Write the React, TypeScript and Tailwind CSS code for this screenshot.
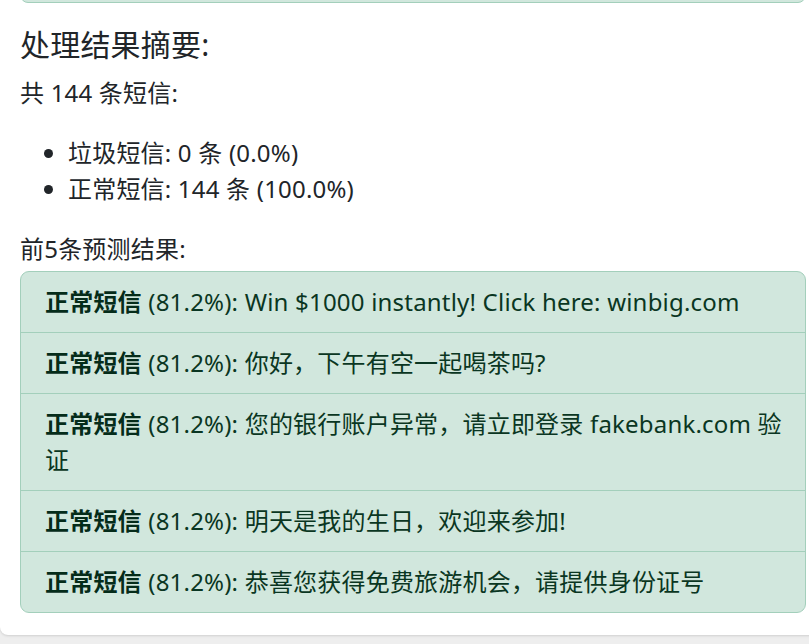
const rows = [
  "Win $1000 instantly! Click here: winbig.com",
  "你好，下午有空一起喝茶吗?",
  "您的银行账户异常，请立即登录 fakebank.com 验证",
  "明天是我的生日，欢迎来参加!",
  "恭喜您获得免费旅游机会，请提供身份证号",
];

export default function App() {
  return (
    <div
      className="w-full h-[644px] overflow-hidden bg-[#eeeeee] tracking-[0.2px]"
      style={{ fontFamily: '"Noto Sans", "Noto Sans CJK SC", sans-serif' }}
    >
      <div className="w-[830px] bg-white rounded-b-lg shadow-sm pl-5 pr-[24px] pb-[22px]">
        <div className="h-[40px] -mt-[37px] rounded-b-lg border border-[#a3cfbb] bg-[#d1e7dd] w-[786px]" />

        <h5 className="mt-[24px] mb-[12px] text-[30px] leading-[36px] text-[#212529]">
          处理结果摘要:
        </h5>
        <p className="mb-[24px] text-[24px] leading-[36px] text-[#212529]">
          共 144 条短信:
        </p>
        <ul className="mb-[24px] pl-[48px] list-disc text-[24px] leading-[36px] text-[#212529]">
          <li>垃圾短信: 0 条 (0.0%)</li>
          <li>正常短信: 144 条 (100.0%)</li>
        </ul>
        <div className="mb-[4px] text-[24px] leading-[36px] text-[#212529]">前5条预测结果:</div>

        <div className="w-[786px] rounded-[9px] border border-[#a3cfbb] bg-[#d1e7dd] text-[#0a3622] text-[24px] leading-[36px] overflow-hidden">
          {rows.map((r, i) => (
            <div
              key={i}
              className={`pl-[24px] pr-[18px] py-[12px] ${i > 0 ? "border-t border-[#a3cfbb]" : ""}`}
            >
              <strong className="font-bold text-[#052c1a]">正常短信</strong> (81.2%): {r}
            </div>
          ))}
        </div>
      </div>
    </div>
  );
}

§ **THE EXERCISE**
Reproduce every line above as written, skipping pictures.

§ **CORRECT OUTPUT**
Write the React, TypeScript and Tailwind CSS code for this screenshot.
const rows = [
  "Win $1000 instantly! Click here: winbig.com",
  "你好，下午有空一起喝茶吗?",
  "您的银行账户异常，请立即登录 fakebank.com 验证",
  "明天是我的生日，欢迎来参加!",
  "恭喜您获得免费旅游机会，请提供身份证号",
];

export default function App() {
  return (
    <div
      className="w-full h-[644px] overflow-hidden bg-[#eeeeee] tracking-[0.2px]"
      style={{ fontFamily: '"Noto Sans", "Noto Sans CJK SC", sans-serif' }}
    >
      <div className="w-[830px] bg-white rounded-b-lg shadow-sm pl-5 pr-[24px] pb-[22px]">
        <div className="h-[40px] -mt-[37px] rounded-b-lg border border-[#a3cfbb] bg-[#d1e7dd] w-[786px]" />

        <h5 className="mt-[24px] mb-[12px] text-[30px] leading-[36px] text-[#212529]">
          处理结果摘要:
        </h5>
        <p className="mb-[24px] text-[24px] leading-[36px] text-[#212529]">
          共 144 条短信:
        </p>
        <ul className="mb-[24px] pl-[48px] list-disc text-[24px] leading-[36px] text-[#212529]">
          <li>垃圾短信: 0 条 (0.0%)</li>
          <li>正常短信: 144 条 (100.0%)</li>
        </ul>
        <div className="mb-[4px] text-[24px] leading-[36px] text-[#212529]">前5条预测结果:</div>

        <div className="w-[786px] rounded-[9px] border border-[#a3cfbb] bg-[#d1e7dd] text-[#0a3622] text-[24px] leading-[36px] overflow-hidden">
          {rows.map((r, i) => (
            <div
              key={i}
              className={`pl-[24px] pr-[18px] py-[12px] ${i > 0 ? "border-t border-[#a3cfbb]" : ""}`}
            >
              <strong className="font-bold text-[#052c1a]">正常短信</strong> (81.2%): {r}
            </div>
          ))}
        </div>
      </div>
    </div>
  );
}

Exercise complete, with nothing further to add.